Problem to solve
Produce the listing below again, exactly as shown.
---+---
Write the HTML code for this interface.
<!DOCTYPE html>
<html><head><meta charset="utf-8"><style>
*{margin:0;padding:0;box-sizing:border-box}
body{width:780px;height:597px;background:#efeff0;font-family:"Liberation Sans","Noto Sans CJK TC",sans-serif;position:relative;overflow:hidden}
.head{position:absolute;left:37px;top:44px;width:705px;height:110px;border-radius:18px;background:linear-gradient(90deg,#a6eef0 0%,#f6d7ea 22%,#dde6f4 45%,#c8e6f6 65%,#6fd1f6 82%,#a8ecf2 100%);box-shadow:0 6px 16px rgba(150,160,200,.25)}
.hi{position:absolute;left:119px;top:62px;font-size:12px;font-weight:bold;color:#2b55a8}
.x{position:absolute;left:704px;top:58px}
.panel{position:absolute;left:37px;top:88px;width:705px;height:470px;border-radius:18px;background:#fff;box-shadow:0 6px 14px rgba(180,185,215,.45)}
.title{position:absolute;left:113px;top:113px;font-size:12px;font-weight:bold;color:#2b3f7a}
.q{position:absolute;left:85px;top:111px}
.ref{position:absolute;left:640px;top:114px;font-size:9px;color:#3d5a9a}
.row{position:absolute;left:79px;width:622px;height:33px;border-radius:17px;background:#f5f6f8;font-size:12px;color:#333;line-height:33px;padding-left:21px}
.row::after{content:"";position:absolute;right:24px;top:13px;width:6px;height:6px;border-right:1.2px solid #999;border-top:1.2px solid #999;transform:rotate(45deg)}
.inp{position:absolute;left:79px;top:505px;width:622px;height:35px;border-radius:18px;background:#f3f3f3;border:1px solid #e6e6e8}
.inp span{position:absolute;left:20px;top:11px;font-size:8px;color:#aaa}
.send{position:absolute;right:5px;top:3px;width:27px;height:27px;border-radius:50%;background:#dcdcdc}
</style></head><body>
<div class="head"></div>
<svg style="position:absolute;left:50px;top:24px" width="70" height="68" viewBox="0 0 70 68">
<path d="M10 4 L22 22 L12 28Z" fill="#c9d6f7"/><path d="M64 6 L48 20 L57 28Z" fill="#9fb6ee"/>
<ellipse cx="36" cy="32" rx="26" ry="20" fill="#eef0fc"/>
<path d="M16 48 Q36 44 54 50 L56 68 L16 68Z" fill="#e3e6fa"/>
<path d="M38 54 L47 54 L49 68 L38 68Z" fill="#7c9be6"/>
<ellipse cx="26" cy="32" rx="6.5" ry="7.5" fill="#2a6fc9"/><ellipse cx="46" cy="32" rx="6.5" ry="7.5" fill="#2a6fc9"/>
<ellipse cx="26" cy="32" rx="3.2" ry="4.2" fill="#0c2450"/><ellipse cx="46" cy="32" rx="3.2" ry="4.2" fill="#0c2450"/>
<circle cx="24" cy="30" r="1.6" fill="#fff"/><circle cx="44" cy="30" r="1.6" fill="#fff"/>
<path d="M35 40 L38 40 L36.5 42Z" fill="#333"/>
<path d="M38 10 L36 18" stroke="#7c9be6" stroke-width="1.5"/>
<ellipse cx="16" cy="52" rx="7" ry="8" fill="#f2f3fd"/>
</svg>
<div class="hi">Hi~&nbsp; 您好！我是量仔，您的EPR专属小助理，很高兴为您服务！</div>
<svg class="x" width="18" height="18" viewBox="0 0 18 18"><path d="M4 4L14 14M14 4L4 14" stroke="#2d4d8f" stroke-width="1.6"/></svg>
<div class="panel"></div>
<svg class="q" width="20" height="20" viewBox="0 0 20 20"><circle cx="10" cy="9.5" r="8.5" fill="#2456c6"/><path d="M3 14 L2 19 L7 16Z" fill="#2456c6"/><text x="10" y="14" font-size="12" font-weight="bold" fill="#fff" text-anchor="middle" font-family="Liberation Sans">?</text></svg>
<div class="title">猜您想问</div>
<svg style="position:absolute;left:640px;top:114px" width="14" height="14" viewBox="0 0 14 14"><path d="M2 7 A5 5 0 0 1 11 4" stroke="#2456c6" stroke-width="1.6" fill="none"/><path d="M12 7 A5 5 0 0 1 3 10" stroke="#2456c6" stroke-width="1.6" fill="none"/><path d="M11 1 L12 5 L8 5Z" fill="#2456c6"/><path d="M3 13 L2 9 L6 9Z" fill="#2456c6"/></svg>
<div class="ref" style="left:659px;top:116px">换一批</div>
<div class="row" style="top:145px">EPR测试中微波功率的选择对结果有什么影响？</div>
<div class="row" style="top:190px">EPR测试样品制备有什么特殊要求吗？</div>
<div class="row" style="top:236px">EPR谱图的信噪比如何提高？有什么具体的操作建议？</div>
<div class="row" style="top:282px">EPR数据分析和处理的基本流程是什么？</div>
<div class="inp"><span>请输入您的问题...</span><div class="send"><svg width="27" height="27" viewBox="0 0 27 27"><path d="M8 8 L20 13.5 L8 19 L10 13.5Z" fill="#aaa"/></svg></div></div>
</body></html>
---+---
Answer for the task
Write the HTML code for this interface.
<!DOCTYPE html>
<html><head><meta charset="utf-8"><style>
*{margin:0;padding:0;box-sizing:border-box}
body{width:780px;height:597px;background:#efeff0;font-family:"Liberation Sans","Noto Sans CJK TC",sans-serif;position:relative;overflow:hidden}
.head{position:absolute;left:37px;top:44px;width:705px;height:110px;border-radius:18px;background:linear-gradient(90deg,#a6eef0 0%,#f6d7ea 22%,#dde6f4 45%,#c8e6f6 65%,#6fd1f6 82%,#a8ecf2 100%);box-shadow:0 6px 16px rgba(150,160,200,.25)}
.hi{position:absolute;left:119px;top:62px;font-size:12px;font-weight:bold;color:#2b55a8}
.x{position:absolute;left:704px;top:58px}
.panel{position:absolute;left:37px;top:88px;width:705px;height:470px;border-radius:18px;background:#fff;box-shadow:0 6px 14px rgba(180,185,215,.45)}
.title{position:absolute;left:113px;top:113px;font-size:12px;font-weight:bold;color:#2b3f7a}
.q{position:absolute;left:85px;top:111px}
.ref{position:absolute;left:640px;top:114px;font-size:9px;color:#3d5a9a}
.row{position:absolute;left:79px;width:622px;height:33px;border-radius:17px;background:#f5f6f8;font-size:12px;color:#333;line-height:33px;padding-left:21px}
.row::after{content:"";position:absolute;right:24px;top:13px;width:6px;height:6px;border-right:1.2px solid #999;border-top:1.2px solid #999;transform:rotate(45deg)}
.inp{position:absolute;left:79px;top:505px;width:622px;height:35px;border-radius:18px;background:#f3f3f3;border:1px solid #e6e6e8}
.inp span{position:absolute;left:20px;top:11px;font-size:8px;color:#aaa}
.send{position:absolute;right:5px;top:3px;width:27px;height:27px;border-radius:50%;background:#dcdcdc}
</style></head><body>
<div class="head"></div>
<svg style="position:absolute;left:50px;top:24px" width="70" height="68" viewBox="0 0 70 68">
<path d="M10 4 L22 22 L12 28Z" fill="#c9d6f7"/><path d="M64 6 L48 20 L57 28Z" fill="#9fb6ee"/>
<ellipse cx="36" cy="32" rx="26" ry="20" fill="#eef0fc"/>
<path d="M16 48 Q36 44 54 50 L56 68 L16 68Z" fill="#e3e6fa"/>
<path d="M38 54 L47 54 L49 68 L38 68Z" fill="#7c9be6"/>
<ellipse cx="26" cy="32" rx="6.5" ry="7.5" fill="#2a6fc9"/><ellipse cx="46" cy="32" rx="6.5" ry="7.5" fill="#2a6fc9"/>
<ellipse cx="26" cy="32" rx="3.2" ry="4.2" fill="#0c2450"/><ellipse cx="46" cy="32" rx="3.2" ry="4.2" fill="#0c2450"/>
<circle cx="24" cy="30" r="1.6" fill="#fff"/><circle cx="44" cy="30" r="1.6" fill="#fff"/>
<path d="M35 40 L38 40 L36.5 42Z" fill="#333"/>
<path d="M38 10 L36 18" stroke="#7c9be6" stroke-width="1.5"/>
<ellipse cx="16" cy="52" rx="7" ry="8" fill="#f2f3fd"/>
</svg>
<div class="hi">Hi~&nbsp; 您好！我是量仔，您的EPR专属小助理，很高兴为您服务！</div>
<svg class="x" width="18" height="18" viewBox="0 0 18 18"><path d="M4 4L14 14M14 4L4 14" stroke="#2d4d8f" stroke-width="1.6"/></svg>
<div class="panel"></div>
<svg class="q" width="20" height="20" viewBox="0 0 20 20"><circle cx="10" cy="9.5" r="8.5" fill="#2456c6"/><path d="M3 14 L2 19 L7 16Z" fill="#2456c6"/><text x="10" y="14" font-size="12" font-weight="bold" fill="#fff" text-anchor="middle" font-family="Liberation Sans">?</text></svg>
<div class="title">猜您想问</div>
<svg style="position:absolute;left:640px;top:114px" width="14" height="14" viewBox="0 0 14 14"><path d="M2 7 A5 5 0 0 1 11 4" stroke="#2456c6" stroke-width="1.6" fill="none"/><path d="M12 7 A5 5 0 0 1 3 10" stroke="#2456c6" stroke-width="1.6" fill="none"/><path d="M11 1 L12 5 L8 5Z" fill="#2456c6"/><path d="M3 13 L2 9 L6 9Z" fill="#2456c6"/></svg>
<div class="ref" style="left:659px;top:116px">换一批</div>
<div class="row" style="top:145px">EPR测试中微波功率的选择对结果有什么影响？</div>
<div class="row" style="top:190px">EPR测试样品制备有什么特殊要求吗？</div>
<div class="row" style="top:236px">EPR谱图的信噪比如何提高？有什么具体的操作建议？</div>
<div class="row" style="top:282px">EPR数据分析和处理的基本流程是什么？</div>
<div class="inp"><span>请输入您的问题...</span><div class="send"><svg width="27" height="27" viewBox="0 0 27 27"><path d="M8 8 L20 13.5 L8 19 L10 13.5Z" fill="#aaa"/></svg></div></div>
</body></html>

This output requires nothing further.